| TO DO |
Please copy every line of the records below that holds the word "with".

| INFORMATION SHOWN |
## START
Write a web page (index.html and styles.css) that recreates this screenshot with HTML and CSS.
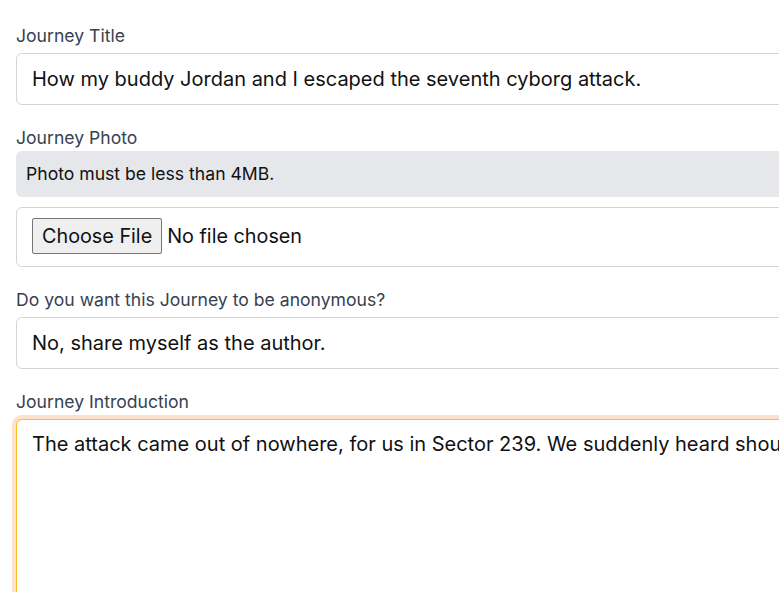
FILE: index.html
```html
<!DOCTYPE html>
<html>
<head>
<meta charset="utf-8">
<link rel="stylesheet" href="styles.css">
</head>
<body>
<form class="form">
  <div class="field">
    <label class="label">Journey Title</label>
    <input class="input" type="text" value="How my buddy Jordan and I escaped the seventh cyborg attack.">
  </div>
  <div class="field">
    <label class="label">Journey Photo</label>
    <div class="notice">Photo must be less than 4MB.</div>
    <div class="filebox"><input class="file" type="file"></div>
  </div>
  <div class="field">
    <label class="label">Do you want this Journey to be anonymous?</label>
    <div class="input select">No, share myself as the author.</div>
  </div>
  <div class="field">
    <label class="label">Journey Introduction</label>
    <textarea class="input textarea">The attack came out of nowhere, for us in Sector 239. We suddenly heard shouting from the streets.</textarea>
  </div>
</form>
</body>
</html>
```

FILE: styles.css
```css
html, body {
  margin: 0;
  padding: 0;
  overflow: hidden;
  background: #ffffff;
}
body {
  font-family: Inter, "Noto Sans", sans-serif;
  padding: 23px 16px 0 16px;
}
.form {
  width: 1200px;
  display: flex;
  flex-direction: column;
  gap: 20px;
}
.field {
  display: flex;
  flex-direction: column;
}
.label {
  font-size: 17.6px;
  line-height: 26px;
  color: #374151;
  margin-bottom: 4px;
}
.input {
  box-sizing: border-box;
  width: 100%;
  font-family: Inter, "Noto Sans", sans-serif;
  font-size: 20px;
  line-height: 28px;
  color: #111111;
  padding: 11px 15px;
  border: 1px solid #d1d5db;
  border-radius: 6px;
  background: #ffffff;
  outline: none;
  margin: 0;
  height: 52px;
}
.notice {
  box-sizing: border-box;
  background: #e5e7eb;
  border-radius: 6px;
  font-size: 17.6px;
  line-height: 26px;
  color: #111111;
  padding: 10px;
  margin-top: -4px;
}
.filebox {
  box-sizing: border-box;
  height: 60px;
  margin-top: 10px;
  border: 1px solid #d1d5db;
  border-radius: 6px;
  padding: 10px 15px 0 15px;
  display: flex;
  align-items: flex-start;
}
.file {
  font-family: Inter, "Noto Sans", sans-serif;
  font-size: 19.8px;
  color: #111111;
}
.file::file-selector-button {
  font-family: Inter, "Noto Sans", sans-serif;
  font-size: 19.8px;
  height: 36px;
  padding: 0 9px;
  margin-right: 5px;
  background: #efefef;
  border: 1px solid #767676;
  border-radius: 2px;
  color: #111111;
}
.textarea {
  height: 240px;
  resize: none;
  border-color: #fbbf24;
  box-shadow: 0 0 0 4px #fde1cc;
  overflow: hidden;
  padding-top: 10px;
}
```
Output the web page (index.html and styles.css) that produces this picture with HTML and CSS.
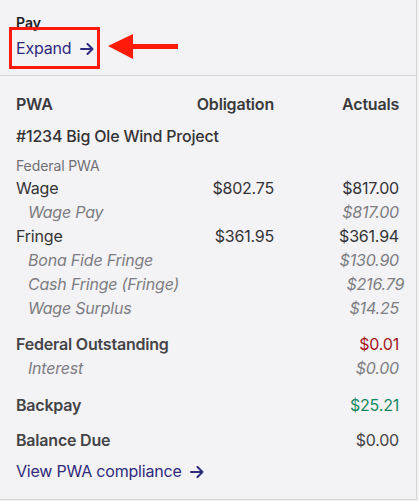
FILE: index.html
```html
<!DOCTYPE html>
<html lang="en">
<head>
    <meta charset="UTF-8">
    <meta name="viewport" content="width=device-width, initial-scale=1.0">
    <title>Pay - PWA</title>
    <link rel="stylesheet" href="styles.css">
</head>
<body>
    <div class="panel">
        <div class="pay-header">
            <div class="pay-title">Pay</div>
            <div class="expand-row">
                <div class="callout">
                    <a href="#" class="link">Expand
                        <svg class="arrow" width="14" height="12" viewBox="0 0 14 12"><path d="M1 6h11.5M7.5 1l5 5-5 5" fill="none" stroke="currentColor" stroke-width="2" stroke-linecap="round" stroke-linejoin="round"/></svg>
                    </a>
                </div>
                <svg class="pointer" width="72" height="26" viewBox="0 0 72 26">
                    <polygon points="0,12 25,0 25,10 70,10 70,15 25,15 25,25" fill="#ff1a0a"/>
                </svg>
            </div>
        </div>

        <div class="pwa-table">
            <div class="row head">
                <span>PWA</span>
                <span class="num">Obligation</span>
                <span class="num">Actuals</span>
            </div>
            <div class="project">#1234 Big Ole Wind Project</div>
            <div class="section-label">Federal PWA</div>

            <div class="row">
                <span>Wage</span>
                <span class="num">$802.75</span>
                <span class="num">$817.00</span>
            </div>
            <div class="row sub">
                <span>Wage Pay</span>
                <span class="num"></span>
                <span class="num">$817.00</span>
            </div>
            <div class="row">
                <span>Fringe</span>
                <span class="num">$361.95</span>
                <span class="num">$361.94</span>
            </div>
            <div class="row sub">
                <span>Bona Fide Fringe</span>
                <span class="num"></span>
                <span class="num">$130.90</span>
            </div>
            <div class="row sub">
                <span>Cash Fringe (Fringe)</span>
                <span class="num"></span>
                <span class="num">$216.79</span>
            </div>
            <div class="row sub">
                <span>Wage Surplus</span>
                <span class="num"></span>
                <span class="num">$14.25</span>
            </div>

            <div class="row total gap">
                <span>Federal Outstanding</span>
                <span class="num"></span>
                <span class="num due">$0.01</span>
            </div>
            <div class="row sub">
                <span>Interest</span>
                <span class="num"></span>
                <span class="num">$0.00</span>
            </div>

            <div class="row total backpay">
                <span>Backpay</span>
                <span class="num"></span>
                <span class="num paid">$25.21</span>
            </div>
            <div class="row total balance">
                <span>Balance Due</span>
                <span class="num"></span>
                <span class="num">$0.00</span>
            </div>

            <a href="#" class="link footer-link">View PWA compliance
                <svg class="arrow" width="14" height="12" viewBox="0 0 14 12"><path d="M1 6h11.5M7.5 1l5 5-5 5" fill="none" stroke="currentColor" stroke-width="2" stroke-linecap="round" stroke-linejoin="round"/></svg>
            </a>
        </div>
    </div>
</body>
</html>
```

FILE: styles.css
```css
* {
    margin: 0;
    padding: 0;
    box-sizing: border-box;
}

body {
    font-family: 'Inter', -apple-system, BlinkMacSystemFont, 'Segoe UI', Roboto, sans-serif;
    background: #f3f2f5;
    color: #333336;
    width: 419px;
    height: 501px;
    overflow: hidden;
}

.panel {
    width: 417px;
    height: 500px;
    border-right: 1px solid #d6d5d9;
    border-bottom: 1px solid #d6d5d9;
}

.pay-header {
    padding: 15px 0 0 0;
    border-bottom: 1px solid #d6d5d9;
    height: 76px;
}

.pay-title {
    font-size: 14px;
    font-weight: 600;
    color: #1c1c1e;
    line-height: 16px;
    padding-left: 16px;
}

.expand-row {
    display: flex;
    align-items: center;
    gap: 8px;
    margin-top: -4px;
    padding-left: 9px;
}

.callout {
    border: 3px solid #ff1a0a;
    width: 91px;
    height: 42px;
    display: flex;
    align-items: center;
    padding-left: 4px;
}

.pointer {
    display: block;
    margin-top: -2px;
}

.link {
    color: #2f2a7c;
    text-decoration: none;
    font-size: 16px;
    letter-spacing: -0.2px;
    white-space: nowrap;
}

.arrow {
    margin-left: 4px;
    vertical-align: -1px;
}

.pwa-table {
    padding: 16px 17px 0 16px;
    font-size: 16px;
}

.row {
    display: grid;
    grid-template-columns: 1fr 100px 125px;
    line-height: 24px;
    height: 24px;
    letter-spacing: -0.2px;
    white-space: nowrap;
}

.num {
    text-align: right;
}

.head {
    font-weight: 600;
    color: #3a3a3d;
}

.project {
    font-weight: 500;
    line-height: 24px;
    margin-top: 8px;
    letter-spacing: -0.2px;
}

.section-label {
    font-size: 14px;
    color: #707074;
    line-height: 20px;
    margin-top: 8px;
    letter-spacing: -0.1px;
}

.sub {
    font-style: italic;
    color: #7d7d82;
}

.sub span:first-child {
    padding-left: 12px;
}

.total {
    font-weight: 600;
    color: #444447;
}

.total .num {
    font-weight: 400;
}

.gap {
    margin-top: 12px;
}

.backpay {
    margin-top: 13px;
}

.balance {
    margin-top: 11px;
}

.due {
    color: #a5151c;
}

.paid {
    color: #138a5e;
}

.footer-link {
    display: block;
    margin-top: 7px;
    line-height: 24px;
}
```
## END
## START
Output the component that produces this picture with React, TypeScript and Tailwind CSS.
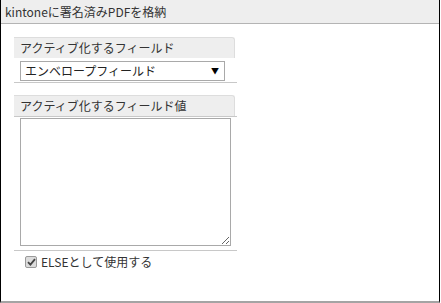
## END
| RESPONSE TO THIS EXERCISE |
Write a web page (index.html and styles.css) that recreates this screenshot with HTML and CSS.
Output the web page (index.html and styles.css) that produces this picture with HTML and CSS.
Output the component that produces this picture with React, TypeScript and Tailwind CSS.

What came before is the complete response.